For years I thought PHP variable names could only be constructed from ASCII characters. Actually, maybe I had not really thought about it but rather just followed common practice without question. The common practice being something like
  • a variable name is prefixed with $
  • the first character must be a letter (a-z, A-Z) or an underscore (_)
  • subsequent characters can be any mix of letters or digits (0-9) or underscore
So, examples of valid PHP variable names include
  • $Andre   $age   $previous_total
But!!!!! We are in the Unicode age and so variable names are NOT restricted to the above common practice. We can be much more creative. We can, for instance, localise our code. Examples of valid variable names include
  • $André   $小山   $エクセレント   $우수한   $🐉
For the following explanation I am assuming your source code file is saved as Unicode UTF-8. If not, it should be.

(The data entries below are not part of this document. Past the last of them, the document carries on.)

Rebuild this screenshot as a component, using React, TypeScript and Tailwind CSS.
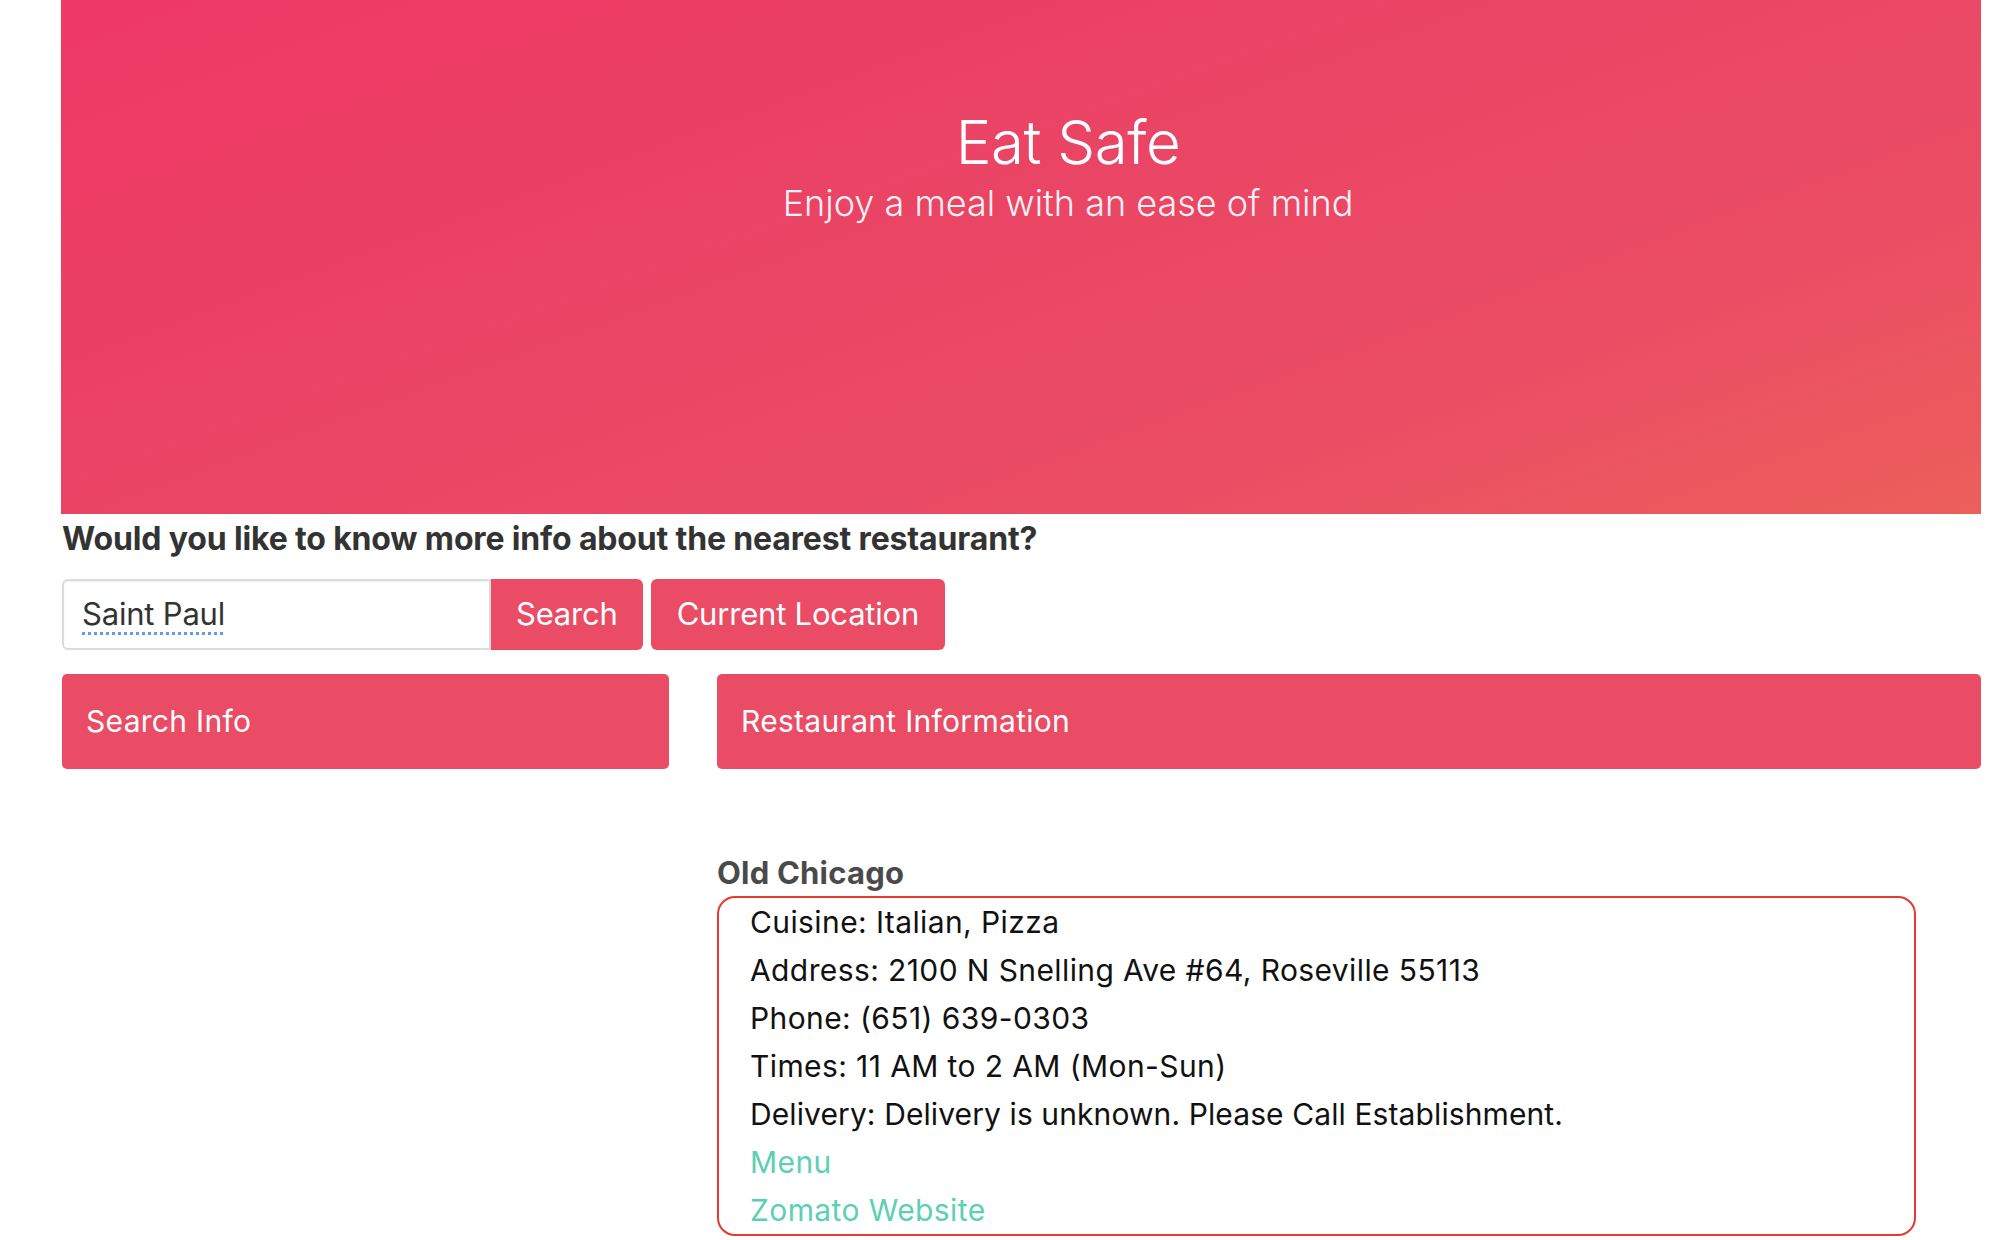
import React from "react";

export default function App() {
  return (
    <div className="min-h-[1240px] bg-white font-['Inter',sans-serif] pl-[61px] pr-[33px]">
      {/* Banner */}
      <div className="h-[514px] w-[1920px] bg-[linear-gradient(160deg,#ee3866_0%,#ea4565_45%,#eb4e64_75%,#ec5f5a_100%)] flex flex-col items-center pl-[94px] pt-[106px] text-white">
        <h1 className="text-[60px] leading-[72px] font-light tracking-[-0.5px]">Eat Safe</h1>
        <p className="text-[36px] leading-[44px] font-light mt-[3px] text-[#fdf1f3]">
          Enjoy a meal with an ease of mind
        </p>
      </div>

      {/* Question */}
      <div className="pl-[1px] mt-[6px] text-[32px] leading-[38px] font-bold text-[#333333] tracking-[-0.15px]">
        Would you like to know more info about the nearest restaurant?
      </div>

      {/* Search row */}
      <div className="mt-[21px] pl-[1px] flex items-stretch h-[71px]">
        <div className="w-[429px] border-2 border-[#dcdcdc] rounded-l-[6px] flex items-center pl-[18px] bg-white shadow-[inset_0_1px_2px_rgba(0,0,0,0.06)]">
          <span className="text-[31px] text-[#333333] underline decoration-dotted decoration-[3px] underline-offset-[7px] decoration-[#5c9cf2] tracking-[-0.2px]">
            Saint Paul
          </span>
        </div>
        <button className="bg-[#e94c64] text-white text-[31px] px-[25px] rounded-r-[6px] tracking-[-0.2px]">
          Search
        </button>
        <button className="ml-[8px] bg-[#e94c64] text-white text-[31px] px-[26px] rounded-[6px] tracking-[-0.2px]">
          Current Location
        </button>
      </div>

      {/* Columns */}
      <div className="mt-[24px] pl-[1px] grid grid-cols-[607px_1fr] gap-x-[48px]">
        <div>
          <div className="h-[95px] bg-[#e94c64] rounded-[5px] flex items-center pl-[24px] text-white text-[30px] tracking-[0.3px]">
            Search Info
          </div>
        </div>
        <div>
          <div className="h-[95px] bg-[#e94c64] rounded-[5px] flex items-center pl-[24px] text-white text-[30px] tracking-[0.3px]">
            Restaurant Information
          </div>

          <div className="mt-[86px] text-[31px] leading-[36px] font-bold text-[#4a4a4a] tracking-[0.2px]">
            Old Chicago
          </div>

          <div className="mt-[5px] w-[1199px] border-2 border-[#e8392e] rounded-[18px] pl-[31px] text-[30px] leading-[48px] text-[#111111] tracking-[0.4px]">
            <div>Cuisine: Italian, Pizza</div>
            <div>Address: 2100 N Snelling Ave #64, Roseville 55113</div>
            <div>Phone: (651) 639-0303</div>
            <div>Times: 11 AM to 2 AM (Mon-Sun)</div>
            <div className="tracking-[0.1px]">Delivery: Delivery is unknown. Please Call Establishment.</div>
            <div>
              <a className="text-[#5dcfb3]" href="#">Menu</a>
            </div>
            <div>
              <a className="text-[#5dcfb3]" href="#">Zomato Website</a>
            </div>
          </div>
        </div>
      </div>
    </div>
  );
}
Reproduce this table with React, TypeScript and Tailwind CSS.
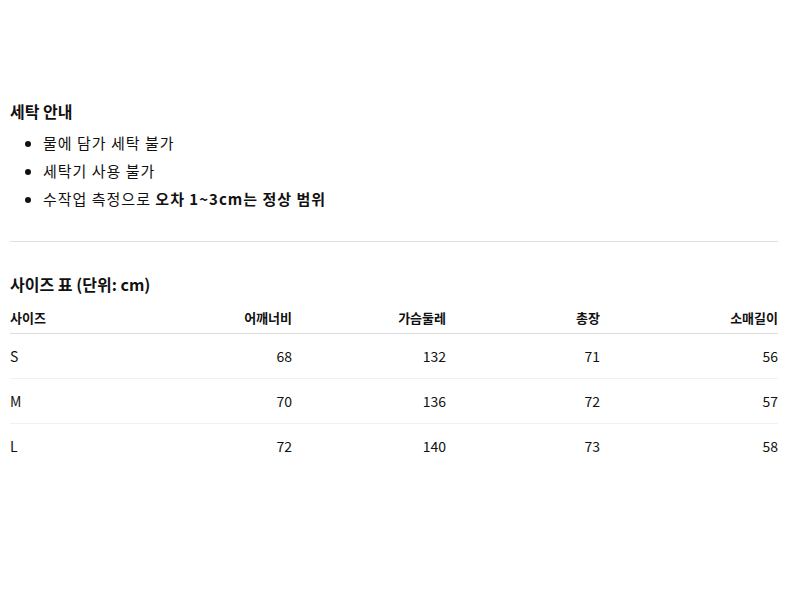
const WASH = ["물에 담가 세탁 불가", "세탁기 사용 불가"];

const COLUMNS = ["사이즈", "어깨너비", "가슴둘레", "총장", "소매길이"];

const ROWS: (string | number)[][] = [
  ["S", 68, 132, 71, 56],
  ["M", 70, 136, 72, 57],
  ["L", 72, 140, 73, 58],
];

const GRID = "grid grid-cols-[128px_154px_154px_154px_178px]";

export default function App() {
  return (
    <div
      className="min-h-[600px] bg-white text-[#111] pl-[10px] pt-[99px]"
      style={{ fontFamily: '"Noto Sans CJK KR", "Noto Sans", sans-serif' }}
    >
      <div className="w-[768px]">
        {/* 세탁 안내 */}
        <h3 className="text-[16px] font-bold leading-[24px] mb-[6px]">세탁 안내</h3>
        <ul className="list-disc pl-[33px] text-[15px] leading-[28px] tracking-[1px]">
          {WASH.map((t) => (
            <li key={t}>{t}</li>
          ))}
          <li>
            수작업 측정으로 <strong className="font-bold">오차 1~3cm는 정상 범위</strong>
          </li>
        </ul>

        <hr className="border-0 border-t border-[#e0e0e0] mt-[28px] mb-[30px]" />

        {/* 사이즈 표 */}
        <h3 className="text-[16px] font-bold leading-[24px] mb-[6px]">사이즈 표 (단위: cm)</h3>
        <div className={`${GRID} h-[32px] items-center border-b border-[#dcdcdc] text-[13px] font-bold`}>
          {COLUMNS.map((c, i) => (
            <div key={c} className={i === 0 ? "text-left" : "text-right"}>
              {c}
            </div>
          ))}
        </div>
        {ROWS.map((row, r) => (
          <div
            key={r}
            className={`${GRID} h-[45px] items-center text-[14px] ${r < ROWS.length - 1 ? "border-b border-[#f0f0f0]" : ""}`}
          >
            {row.map((v, i) => (
              <div key={i} className={i === 0 ? "text-left" : "text-right"}>
                {v}
              </div>
            ))}
          </div>
        ))}
      </div>
    </div>
  );
}
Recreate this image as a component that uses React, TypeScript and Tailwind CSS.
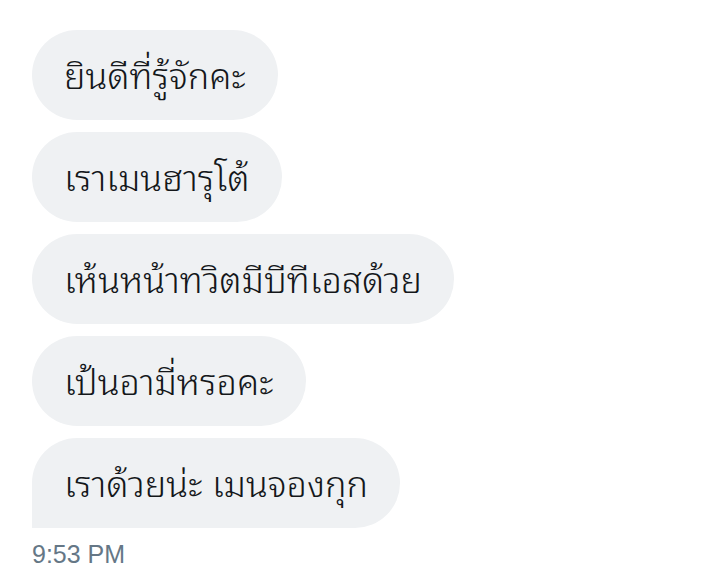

Letʼs refer to the the definitive PHP documentation concerning variable names which is at php.net/manual/en/language.variables.basics.php. The key is the specified regular expression
  • [a-zA-Z_\x7F-\xFF][a-zA-Z0-9_\x7F-\xFF]*
The variable name 小山 UTF-8 encoded is E5 B0 8F E5 B1 B1 which is matched by above regular expression. The variable name 🐉 UTF-8 encoded is F0 9F 90 89 which is also matched by the above regular expression.

Determination of valid variable names is at a low level, the byte level. A UTF-8 encoded character will consist of 1 to 4 bytes. Only characters in the Basic Latin Unicode block (which is the same as ASCII) use 1 byte for encoding. All other characters require 2 to 4 bytes for encoding. The byte values for these All other characters are always ≥ 80. The consequence is that if one uses non Basic Latin Unicode characters there are no restrictions whatsoever! Thus one can, for example, have Chinese, Japanese, Korean, Punjabi, Russian or Egyptian Hieorglyphs variable names. One can have Currency Symbol, Mathematical Operators or Emoji variable names. An opportunity to be creative.

There are perhaps certain practices one should avoid when using Unicode for your variable names. The below are actually 3 different (valid) variable names even though they appear visually identical.
  • $André  (uses U+00E9 LATIN SMALL LETTER E WITH ACUTE)
  • $André  (uses U+0065 LATIN SMALL LETTER E & U+0301 COMBINING ACUTE ACCENT)
  • $Аndré (uses U+0410 CYRILLIC CAPITAL LETTER A)
What of the allowed byte value 7F (DELETE)? Why is this allowed in a variable name? I do not have a good answer to this. I also do not have a bad answer. At the moment I am going to leave this pending whilst I conduct further research.